オタク文化はそんなに受け入れられてない

韓国人にとってはもはや「踏み台」「残念賞」扱いの日本、選ばなければ大学に入れてしまう日本、よく考えれば誰でも大学に入れて学位を取得、卒業できてしまう国というのもすごい。そんな日本に、それまでの留学生とは違う、ある意味で「普通」のやんちゃな若者までが学歴と仕事、そしてキャリアを求めて日本にやってくる。他国の留学生は日本に興味があったり好きだったりだが、韓国人留学生の場合そうとは限らない現実。仕方なく来るという韓国人留学生とどう共生して行けばいいのか。私は最後に韓国人にも日本のアニメが好きなオタクがいるから、そういう人は親日で日本に来ているのではと尋ねた。

「大きな勘違いです。韓国でオタクは最底辺ですし、そもそも少ない。ジブリとかポケモンは韓国でも有名です。eスポーツが強いのも国家戦略です。そういうのは韓国ではオタクじゃない。日本独特の萌えアニメとか、そういうのが好きなのは特殊でパオフと呼ばれます。韓国では居場所のない連中です。それに連中も日本が好きと日本のアニメキャラが好きなのは別ですから。日本人はそういう人を見つけて喜ぶことが好きですね、テレビもそんなのばかり」

パオフとはスラングで日本なら「キモオタ」だろうか。確かに、日本の文化が好きで日本に来る外国人を扱った番組が人気だったりする。そこではたまに日本の深夜アニメや萌えキャラが好きな外国人が登場するが、それは韓国に限らず特殊も特殊な人である。別にそういう外国人を大切にすることは悪いことではないが、まるで日本のオタク文化が受け入れられていると考えるのは短絡に過ぎるし、日本でも大多数に受け入れられているかと言えば否だろう。私としては、昔に比べれば市民権を得たほうだとは思っているが。

「学ぶところは少ないけど、仕事はあるのが日本です。政治的な話は別にして私も日本で働いています。大人ですから。アメリカ留学の資金を貯めるまでの辛抱です」

日本はもはや「踏み台」「残念賞」にすぎない

ユンさんとはその後、互いに仕事上の愚痴とコロナの話題をひとしきりして別れた。ユンさんもまたごく普通の青年、真面目で努力家、趣味より勉強と自己啓発といった少し前の韓国人留学生のイメージそのままであった。「こちらも遠慮なく聞くし書くけどいいですか?」と断りを入れたが「そのほうがスッキリします」とのことだった。コロナ禍で鬱積したものもあるのだろう。
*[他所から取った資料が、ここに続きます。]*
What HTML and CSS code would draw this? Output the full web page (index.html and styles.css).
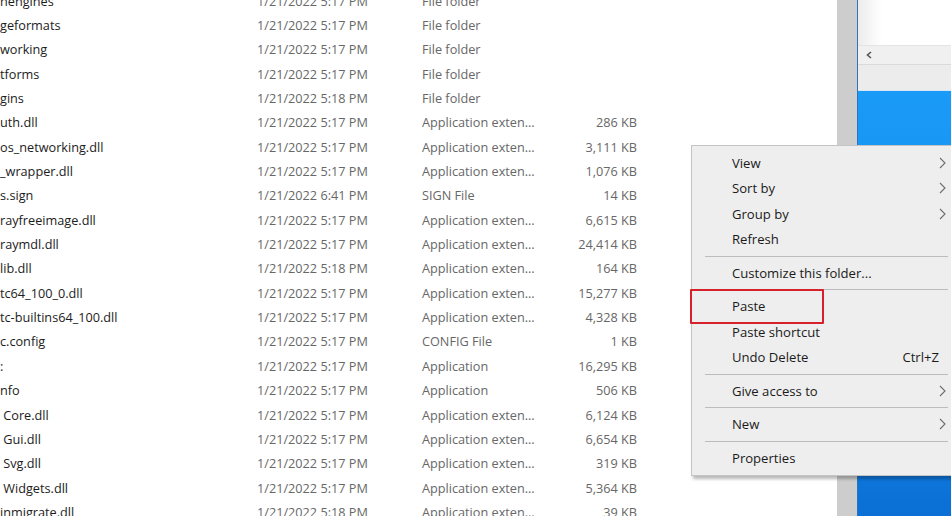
FILE: index.html
```html
<!DOCTYPE html>
<html lang="en">
<head>
    <meta charset="UTF-8">
    <meta name="viewport" content="width=device-width, initial-scale=1.0">
    <title>Explorer - context menu</title>
    <link rel="stylesheet" href="styles.css">
</head>
<body>
    <div class="files">
        <div class="file-list">
            <div class="row"><span class="name">hengines</span><span class="date">1/21/2022 5:17 PM</span><span class="type">File folder</span><span class="size"></span></div>
            <div class="row"><span class="name">geformats</span><span class="date">1/21/2022 5:17 PM</span><span class="type">File folder</span><span class="size"></span></div>
            <div class="row"><span class="name">working</span><span class="date">1/21/2022 5:17 PM</span><span class="type">File folder</span><span class="size"></span></div>
            <div class="row"><span class="name">tforms</span><span class="date">1/21/2022 5:17 PM</span><span class="type">File folder</span><span class="size"></span></div>
            <div class="row"><span class="name">gins</span><span class="date">1/21/2022 5:18 PM</span><span class="type">File folder</span><span class="size"></span></div>
            <div class="row"><span class="name">uth.dll</span><span class="date">1/21/2022 5:17 PM</span><span class="type">Application exten...</span><span class="size">286 KB</span></div>
            <div class="row"><span class="name">os_networking.dll</span><span class="date">1/21/2022 5:17 PM</span><span class="type">Application exten...</span><span class="size">3,111 KB</span></div>
            <div class="row"><span class="name">_wrapper.dll</span><span class="date">1/21/2022 5:17 PM</span><span class="type">Application exten...</span><span class="size">1,076 KB</span></div>
            <div class="row"><span class="name">s.sign</span><span class="date">1/21/2022 6:41 PM</span><span class="type">SIGN File</span><span class="size">14 KB</span></div>
            <div class="row"><span class="name">rayfreeimage.dll</span><span class="date">1/21/2022 5:17 PM</span><span class="type">Application exten...</span><span class="size">6,615 KB</span></div>
            <div class="row"><span class="name">raymdl.dll</span><span class="date">1/21/2022 5:17 PM</span><span class="type">Application exten...</span><span class="size">24,414 KB</span></div>
            <div class="row"><span class="name">lib.dll</span><span class="date">1/21/2022 5:18 PM</span><span class="type">Application exten...</span><span class="size">164 KB</span></div>
            <div class="row"><span class="name">tc64_100_0.dll</span><span class="date">1/21/2022 5:17 PM</span><span class="type">Application exten...</span><span class="size">15,277 KB</span></div>
            <div class="row"><span class="name">tc-builtins64_100.dll</span><span class="date">1/21/2022 5:17 PM</span><span class="type">Application exten...</span><span class="size">4,328 KB</span></div>
            <div class="row"><span class="name">c.config</span><span class="date">1/21/2022 5:17 PM</span><span class="type">CONFIG File</span><span class="size">1 KB</span></div>
            <div class="row"><span class="name">:</span><span class="date">1/21/2022 5:17 PM</span><span class="type">Application</span><span class="size">16,295 KB</span></div>
            <div class="row"><span class="name">nfo</span><span class="date">1/21/2022 5:17 PM</span><span class="type">Application</span><span class="size">506 KB</span></div>
            <div class="row"><span class="name">&nbsp;Core.dll</span><span class="date">1/21/2022 5:17 PM</span><span class="type">Application exten...</span><span class="size">6,124 KB</span></div>
            <div class="row"><span class="name">&nbsp;Gui.dll</span><span class="date">1/21/2022 5:17 PM</span><span class="type">Application exten...</span><span class="size">6,654 KB</span></div>
            <div class="row"><span class="name">&nbsp;Svg.dll</span><span class="date">1/21/2022 5:17 PM</span><span class="type">Application exten...</span><span class="size">319 KB</span></div>
            <div class="row"><span class="name">&nbsp;Widgets.dll</span><span class="date">1/21/2022 5:17 PM</span><span class="type">Application exten...</span><span class="size">5,364 KB</span></div>
            <div class="row"><span class="name">inmigrate.dll</span><span class="date">1/21/2022 5:18 PM</span><span class="type">Application exten...</span><span class="size">39 KB</span></div>
        </div>
    </div>

    <div class="track"></div>

    <div class="desktop">
        <div class="window">
            <div class="win-body"></div>
            <div class="hscroll">
                <svg class="scroll-arrow" width="6" height="8" viewBox="0 0 6 8"><polyline points="5,1 1.5,4 5,7" fill="none" stroke="#555" stroke-width="1.6"/></svg>
            </div>
            <div class="win-status"></div>
        </div>
        <div class="wallpaper"></div>
    </div>

    <div class="context-menu">
        <div class="item"><span>View</span><svg class="chev" width="7" height="12" viewBox="0 0 7 12"><polyline points="1,1 6,6 1,11" fill="none" stroke="#6e6e6e" stroke-width="1.1"/></svg></div>
        <div class="item"><span>Sort by</span><svg class="chev" width="7" height="12" viewBox="0 0 7 12"><polyline points="1,1 6,6 1,11" fill="none" stroke="#6e6e6e" stroke-width="1.1"/></svg></div>
        <div class="item"><span>Group by</span><svg class="chev" width="7" height="12" viewBox="0 0 7 12"><polyline points="1,1 6,6 1,11" fill="none" stroke="#6e6e6e" stroke-width="1.1"/></svg></div>
        <div class="item"><span>Refresh</span></div>
        <div class="sep"></div>
        <div class="item"><span>Customize this folder...</span></div>
        <div class="sep"></div>
        <div class="item marked"><span>Paste</span></div>
        <div class="item"><span>Paste shortcut</span></div>
        <div class="item"><span>Undo Delete</span><span class="shortcut">Ctrl+Z</span></div>
        <div class="sep"></div>
        <div class="item"><span>Give access to</span><svg class="chev" width="7" height="12" viewBox="0 0 7 12"><polyline points="1,1 6,6 1,11" fill="none" stroke="#6e6e6e" stroke-width="1.1"/></svg></div>
        <div class="sep"></div>
        <div class="item"><span>New</span><svg class="chev" width="7" height="12" viewBox="0 0 7 12"><polyline points="1,1 6,6 1,11" fill="none" stroke="#6e6e6e" stroke-width="1.1"/></svg></div>
        <div class="sep"></div>
        <div class="item"><span>Properties</span></div>
    </div>
</body>
</html>
```

FILE: styles.css
```css
* {
    margin: 0;
    padding: 0;
    box-sizing: border-box;
}

body {
    font-family: 'Open Sans', 'Noto Sans', 'Liberation Sans', sans-serif;
    font-size: 12.7px;
    background: #ffffff;
    width: 951px;
    height: 516px;
    overflow: hidden;
    display: flex;
    position: relative;
}

/* file list */
.files {
    width: 837px;
    flex-shrink: 0;
    background: #ffffff;
    overflow: hidden;
}

.file-list {
    margin-top: -11.5px;
}

.row {
    display: grid;
    grid-template-columns: 257px 165px 130px 85px;
    height: 24.35px;
    align-items: center;
    white-space: nowrap;
}

.name {
    color: #1c1c1c;
    overflow: hidden;
}

.date,
.type,
.size {
    color: #676767;
}

.size {
    text-align: right;
}

/* gray strip between explorer and desktop */
.track {
    width: 20px;
    flex-shrink: 0;
    background: #cdcdcd;
}

.desktop {
    flex: 1;
    display: flex;
    flex-direction: column;
    border-left: 1px solid #2d73c0;
}

.window {
    height: 91px;
    display: flex;
    flex-direction: column;
    background: #ececec;
}

.win-body {
    height: 45px;
    background: linear-gradient(90deg, #ececec 0, #ffffff 24px);
}

.hscroll {
    height: 20px;
    background: #f0f0f0;
    border-top: 1px solid #e4e4e4;
    border-bottom: 1px solid #dadada;
    display: flex;
    align-items: center;
    padding-left: 8px;
}

.win-status {
    flex: 1;
    background: #ececec;
    border-bottom: 1px solid #d8e6f3;
}

.wallpaper {
    flex: 1;
    background: linear-gradient(180deg, #1a9bf7 0, #1589ea 60%, #0b6fd5 100%);
}

/* context menu */
.context-menu {
    position: absolute;
    left: 691px;
    top: 145px;
    width: 272px;
    background: #eeeeee;
    border: 1px solid #c4c4c4;
    box-shadow: 2px 3px 3px rgba(0, 0, 0, 0.28);
    padding: 4px 0 4px 0;
    color: #1a1a1a;
    font-size: 13.1px;
}

.item {
    position: relative;
    height: 25.5px;
    display: flex;
    align-items: center;
    justify-content: space-between;
    padding: 0 16px 0 40px;
    white-space: nowrap;
}

.shortcut {
    margin-right: 7px;
}

.chev {
    display: block;
}

.sep {
    height: 8px;
    display: flex;
    align-items: center;
    padding: 0 14px 0 13px;
}

.sep::before {
    content: "";
    flex: 1;
    height: 1px;
    background: #bcbcbc;
}

.item.marked::after {
    content: "";
    box-sizing: border-box;
    position: absolute;
    left: -2px;
    top: -4.5px;
    width: 134px;
    height: 35px;
    border: 2px solid #d6202a;
    border-radius: 1px;
}
```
ユンさんは、日本は街中にハングルが溢れていて便利であること、日本人は親切で余計な波風は立てないこと、他国に比べれば韓国人にとって暮らしやすいことは認めていた。ユンさんに反日という印象はない、ただ日本を侮る意味での「侮日」ではあった。日本は踏み台にすぎなかった。

もう韓国人留学生を他の途上国の留学生と同じ扱いにすることは失礼なのかもしれない。とするなら、これからは当たり前の毅然きぜんとした対応と、言うべきことは言う姿勢が日本人に求められるのではないか。言い方は悪いが韓国の「下位層」までが就職難を背景に留学して来る現状で、「めざせ留学生30万人」という数値目標だけで満足している段階は終えている。対等な関係とは迎える側がへりくだることではない。日本に住む外国人というだけで弱者扱いする一部リベラルの姿勢こそむしろ差別的だ。外国人には優しく氷河期世代は自己責任、前者の若さのみが優先されている実態も、要らぬヘイトを生む要因となっている。